The ‘Minor’ Discomforts of Pregnancy

I have a friend who is expecting her first baby any day now. She just returned from Russia, where she was teaching English, and last week she called me from her home in Oakland and said she desperately needed someone with a truck to pick up her mother and a bunch of baby paraphernalia at San Francisco’s International Airport.

“I’m afraid you’re the only person I know with a pickup truck,” she explained, “and to tell you the truth, even if I had one, I don’t think I feel up to going all the way out to the airport.”

“Are you sick?”

 “Of course not, silly.  I’m nine months pregnant.”

After I had safely delivered one grandmother-to-be and enough baby paraphernalia to set up a daycare center to my friend’s apartment in Oakland, I found myself seated in the middle of a very uncomfortable couch with absolutely nothing to do. 

“Don’t go, Daryl, until we’ve had a chance to properly thank you,” shouted my friend from the kitchen, where she and her mother were engaged in a very animated reunion conversation which I was pretty sure was going to last for another couple of hours. So, as I often do in situations where I am trapped for a while, I looked around and grabbed the nearest book, which in this case, was lying on the coffee table. When I discovered it was entitled, Your Pregnancy Companion, I immediately returned it to its resting place, even though it appeared to be the only book in the whole room. A half-hour or so later, though, tired of eavesdropping on a conversation which always seemed to return to the subject of stretch marks, I picked up the book and began to read.

It started off harmlessly enough, suggesting that pregnant women need to give up such things as weight-lifting, scuba diving, waterskiing, and of course, all racquet sports. But then, after thumbing through whole chapters on topics like swollen feet, frequent urination, lower back pain, and difficulty in breathing until the baby drops down (to where I have no idea), I stumbled across a section called “Your Body is Going to Change”, and things really began to go downhill from there. 

I reluctantly learned that pregnant women need to be prepared for such things as breast tenderness, fatigue, lightheadedness, morning sickness, numb or tingling limbs, and my personal favorite, increased saliva flow. They should also expect to gain approximately 31 pounds, broken down as follows: baby, 8 pounds; maternal fat and protein stores, 8 pounds; blood volume increases, 5 pounds; amniotic fluid, 3 pounds; uterus weight gain, 2 pounds; placenta, 2 pounds; and last but not least, breast enlargement, 3 pounds.

It also talked about such things as stretch marks, outbreaks of pimples, spider veins, new mole growth, and the terrible itching of the stomach that drives some women crazy.   

Then, just when I could force myself to read no further, there it was, the answer to the one question about pregnancy which had long perplexed me. And it actually had a name, the Linea Negra.

“Guess what I learned today?” I asked my wife with a smile when I finally returned home from Oakland later that night. 

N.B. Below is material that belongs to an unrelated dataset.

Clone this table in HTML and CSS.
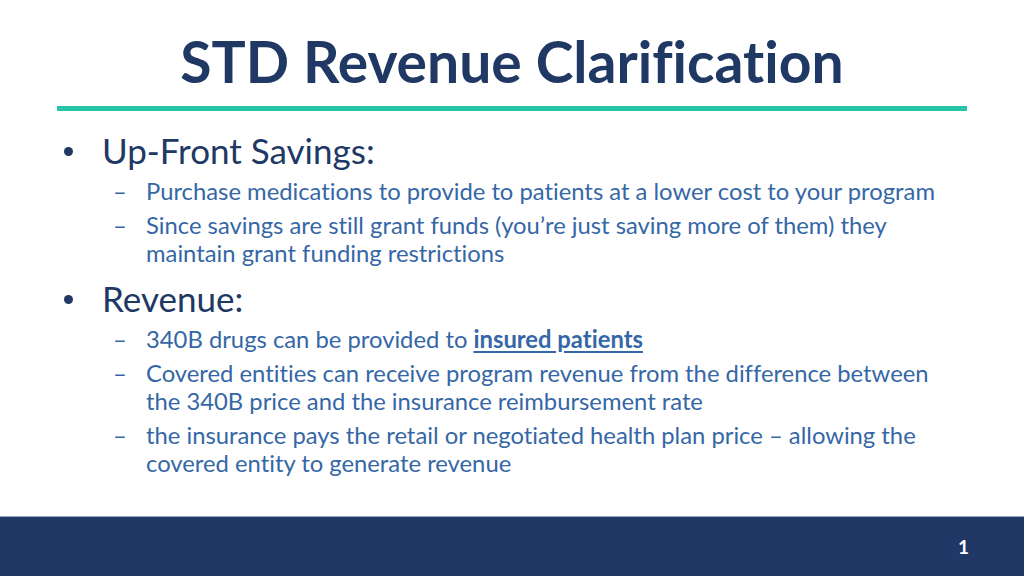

“God only knows,” she said, not really paying any attention to me.

“Well,” I said with scholarly pride, “you remember that dark, vertical, hairy little line you used to get every time you got pregnant, you know, the one that went right past your belly button and climbed all the way up to your stomach? Well, you’re not going to believe this, but that darn thing actually has a name.”

“Who cares!” she shouted, using the same exact words she had employed ten years earlier, right after the birth of our 4th child, when I happened to mention to her that I thought getting a vasectomy might be a little painful.